Early global assessments of degradation had a narrow soil focus (e.g., Oldeman, Hakkeling, & Sombroek (1991) but more recently studies have been based on loss of net primary production, often using satellite data (Jackson & Prince, 2016; Noojipady et al., 2015; Prince, 2016; Prince et al., 2009). Following from the Millennium Ecosystem Assessment (Hassan et al., 2005), the emphasis has been on declines in the flow of ecosystem services. Assessment methods have ranged from estimation by specialists; detailed analysis of satellite observation products; social assessment of abandoned land; and simulation models (Prince, 2016; Wessels et al., 2008, 2012).
Comments such as 80% of the global croplands are degraded, or that 10-20% of rangeland are degraded are common and often cited (Adeel, Safriel, Niemeijer, & White, 2005; Gibbs & Salmon, 2015), however, progress towards a credible measure of the extent of land degradation remains elusive. The GLASOD “World Atlas of Desertification” (Oldeman et al., 1991) has been widely used, but recent reviews (Prince, 2016; Sonneveld & Dent, 2009) have found it to be seriously faulted to the point it should not be used (Sonneveld & Dent, 2009). Although a number of other attempts have been made at quantifying the global extent of degradation (Table 1) (Gibbs & Salmon, 2015), at the global scale, the spatial locations and severity of degradation remain substantially unknown (Prince, 2016). The 3rdedition of the World Atlas on Desertification has taken the position of not attempting to develop a single degradation map, but rather uses a convergence of evidence approach (Cherlet et al., 2015).
The degradation process
As noted above, there has been and continues to be confusion over the meaning of the term “degradation”. Many believe they can recognize it when they see it (in the field or with satellite imagery), yet the confusion in the literature belies this view. The definition of the term has led to interminable reviews (see review by Vogt et al., 2011) and even comprehensive versions often give rise to confusion.
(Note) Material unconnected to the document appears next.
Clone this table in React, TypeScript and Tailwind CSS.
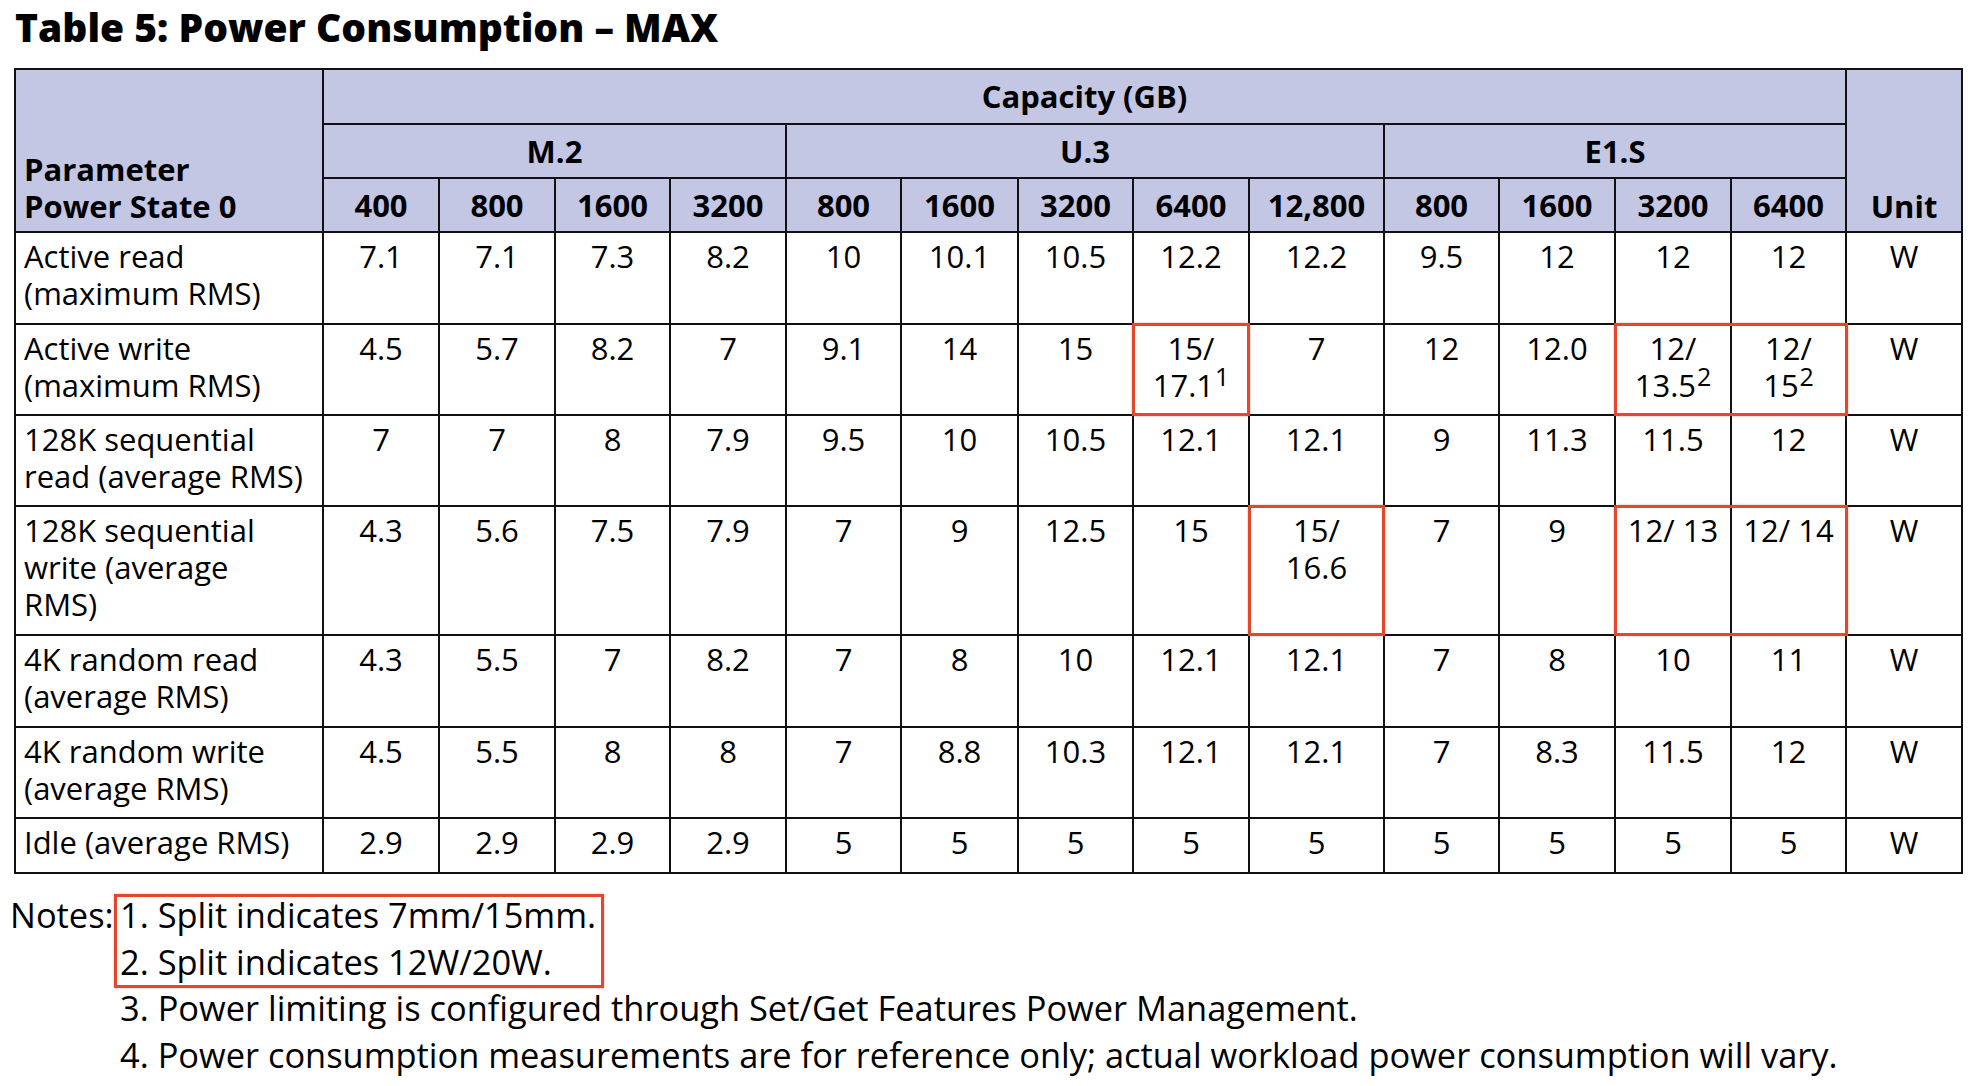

The analogy of a cusp threshold (Figure 1) illustrates the distinctions between some of the different types of degradation. The effects of stress caused by human activities to which organisms are susceptible, and therefore the ecosystem service they provide (e.g., depleted soil nitrogen and crop production), can be envisaged as a “response curve”. This is shown by the blue curve from 1 to 2 to 3 (Figure 1). The ecosystem service responds rapidly, almost linearly (from point 1 to2), until the stress declines (e.g., nitrogen is added in the crop example). As the stress declines from left to right in Figure 1, further increases in the service (crop yield) decrease (from 2 to 3), often reaching a plateau when additional reductions of the specific stress have no further effect (at 3). Fluctuations in the stress cause the ecosystem service to move up and down the curve in its range of resilience (2). On the other hand, there are conditions in which stress drives down the provision of the service, as illustrated by curve 4, until it reaches a threshold (point 5) (Turnbull et al., 2008) at which the ecosystem service drops dramatically. This is an example of a non-linear ecological process. Most importantly the ecosystem service cannot be recovered no matter how much the stress is relieved. In this level of degradation, shown as the lower part of the red curve, the ecosystem reaches its completely degraded condition (point 6): this is the permanently degraded condition described in Vogt et al., (2011).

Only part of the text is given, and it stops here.